HIV/AIDS and Being a Scholar in the Digital Era


Image by AIDS Coalition to Unleash Power (ACT UP)

Guest Post by Jessie Daniels, Professor of Sociology at Hunter College and the Graduate Center.

When a new and frightening epidemic known as ‘AIDS’ was devastating a generation in the 1980s, the response from elected officials and government agencies was appallingly slow or non-existent.

Polly Thistlethwaite, 2016

Polly Thistlethwaite, 2016

Also in short supply was information about potentially life-saving drugs and clinical trials. Research published about HIV/AIDS was not available to the general public, but locked behind paywalls in academic libraries and databases.

It was through the confluence of her training as a research librarian and her AIDS activism during the late 1980s and early 1990s that my co-author, GC Chief Librarian Polly Thistlethwaite, learned that access to information is a basic human right.

As a research librarian, she could invite guests without university affiliations into her workplace to allow them access to print journals, books, and research databases that were only available at that time, pre-Internet, inside library buildings.

Connived and Colluded

She was not alone in this work.
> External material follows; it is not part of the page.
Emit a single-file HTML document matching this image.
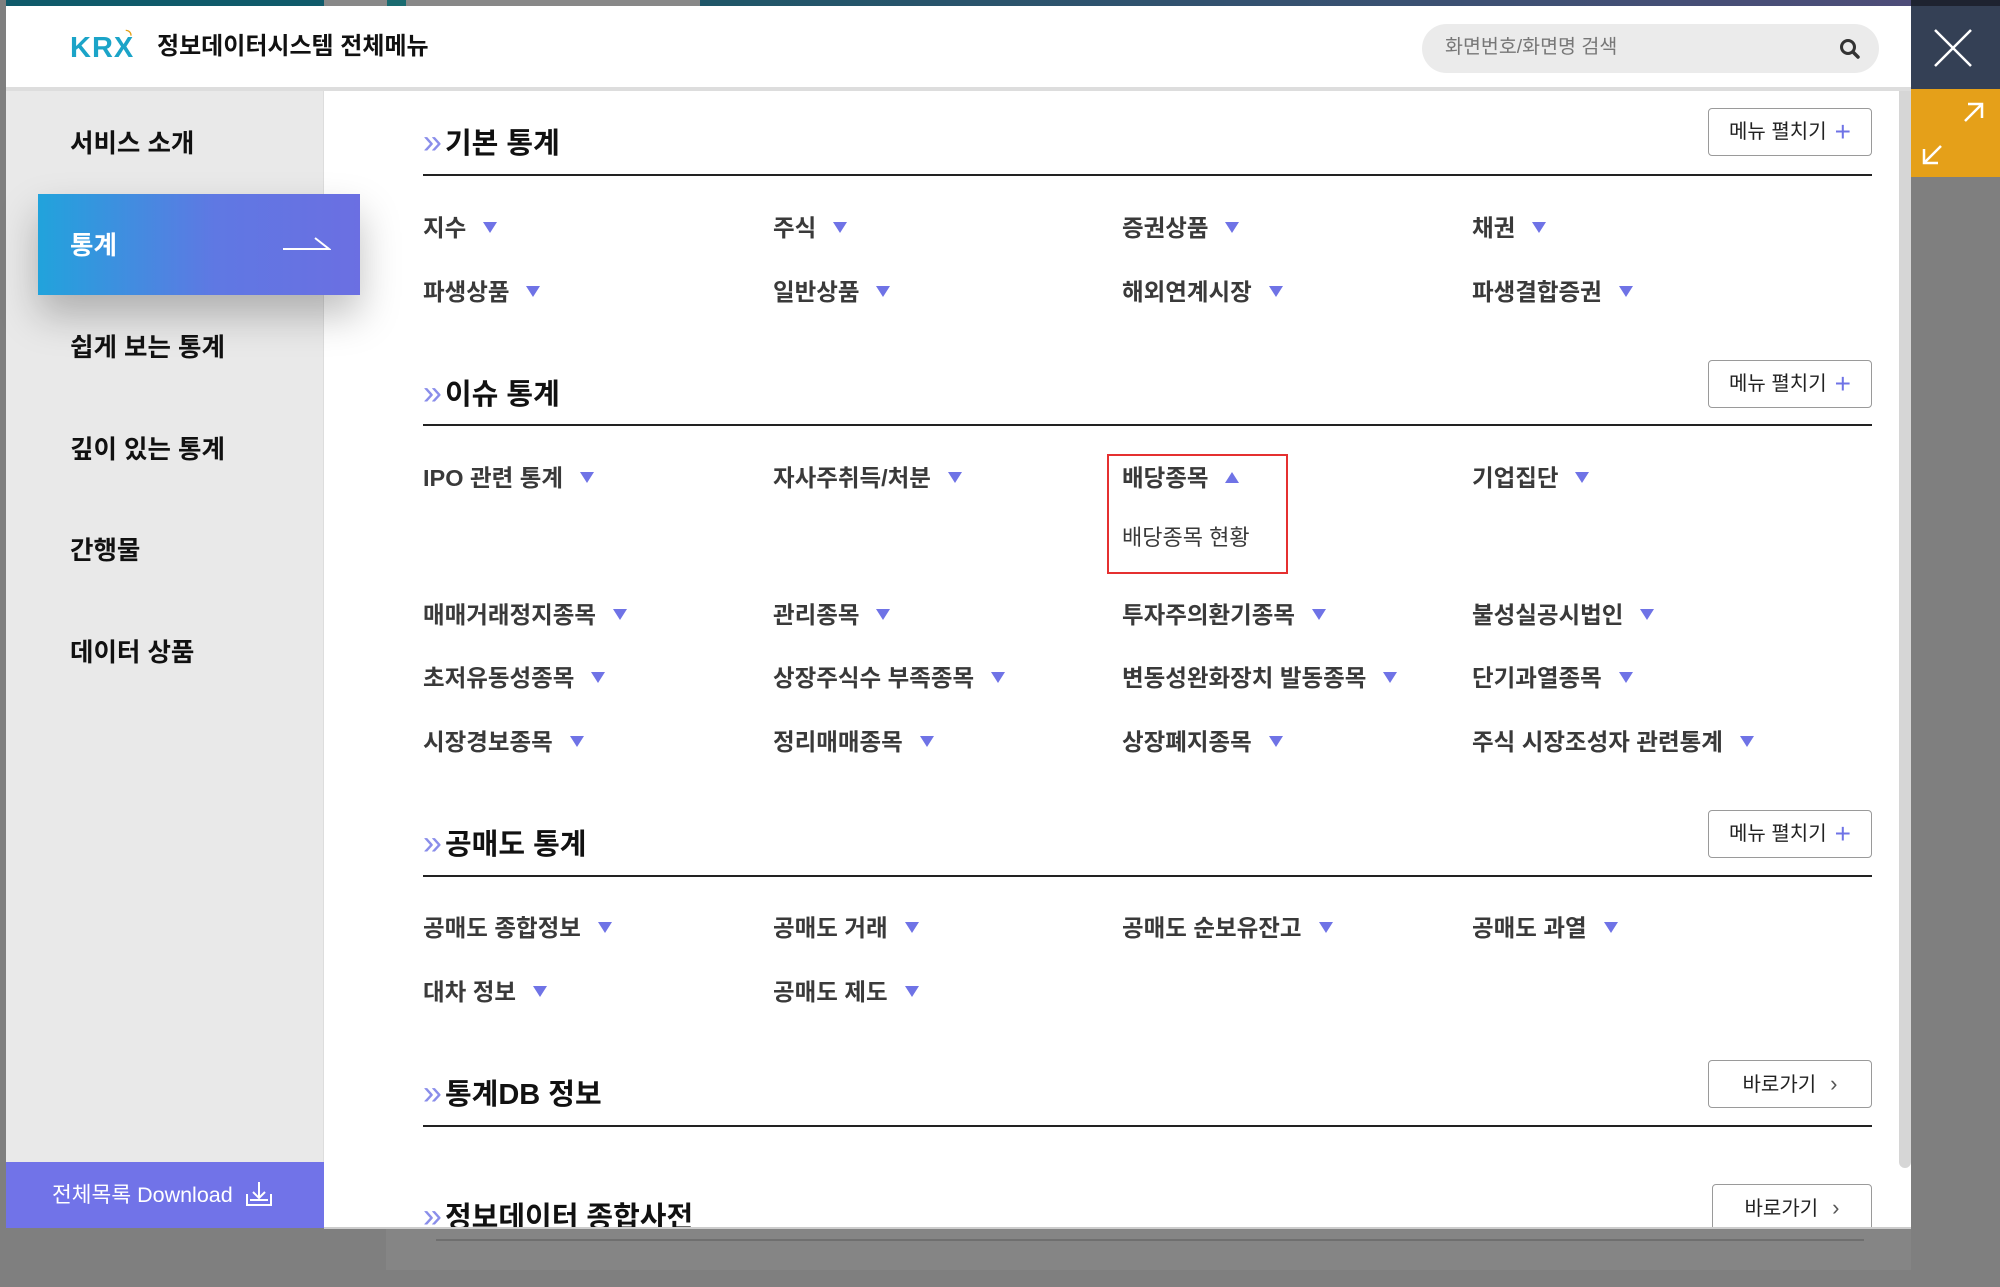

There were doctors, nurses, lawyers, students, faculty and other librarians in the ACT UP ranks who leveraged their credentials to allow others to tunnel into the rich stores of information controlled by research institutions.


They connived and colluded for wider access to medical, legal, public health, social science, education, and humanities literature when so little of it was freely available to those who needed it most, including the people who were dying from HIV/AIDS. Their activism created the political frame for opening up medical information to the public, initiated by the launch of PubMed in 1997.

When Polly and I were writing Being a Scholar in the Digital Era, we wanted to find a way to make our work available to a wide audience. We wanted to do this for several reasons. First, making our writing available open access is consistent with the lessons that Polly took away from her AIDS activism and the values that we both share. Second, the focus of the book is about how the digital era is changing the way we do our work as scholars, and making it open is one of these key changes.